Karl Hofer: Tessiner Landschaft, 1925, © VG Bild-Kunst, Bonn 2020

Mit über 90 Bildern stellt das Kallmann-Museum nach der großen Porträtausstellung im Jahr 2011 einen weiteren Aspekt der bedeutenden Privatsammlung Frank Brabant vor.

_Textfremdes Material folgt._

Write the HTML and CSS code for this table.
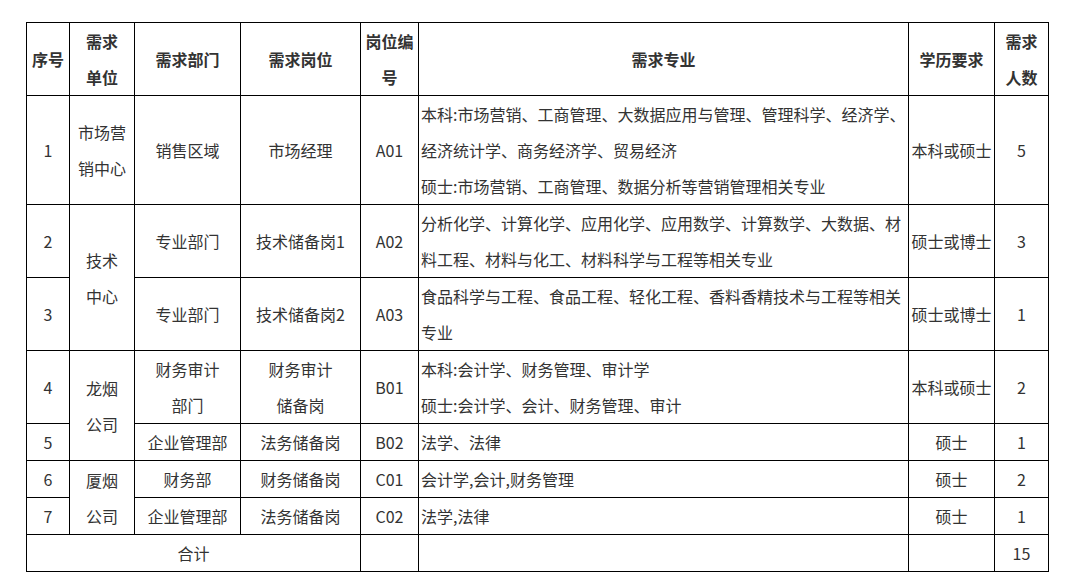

In 45 Jahren hat der Sammler mehr als 400 Kunstwerke zusammengetragen. Die Schwerpunkte der Sammlung Brabant sind die Malerei und die Grafik aus der ersten Hälfte des 20. Jahrhunderts und die Werke der „verschollenen Generation“. Die Themen und die künstlerischen Richtungen sind weit gespannt. Expressionistische Bilder hängen neben Arbeiten des kritischen Realismus und neusachliche Bilder neben Werken des expressiven Realismus. Darunter befinden sich große Namen wie Max Beckmann, Erich Heckel, Alexej von Jawlensky, Karl Hofer oder Max Pechstein, wie auch weniger bekannte Künstler von hoher Qualität wie zum Beispiel Rudolf Möller oder Anton Kerschbaumer.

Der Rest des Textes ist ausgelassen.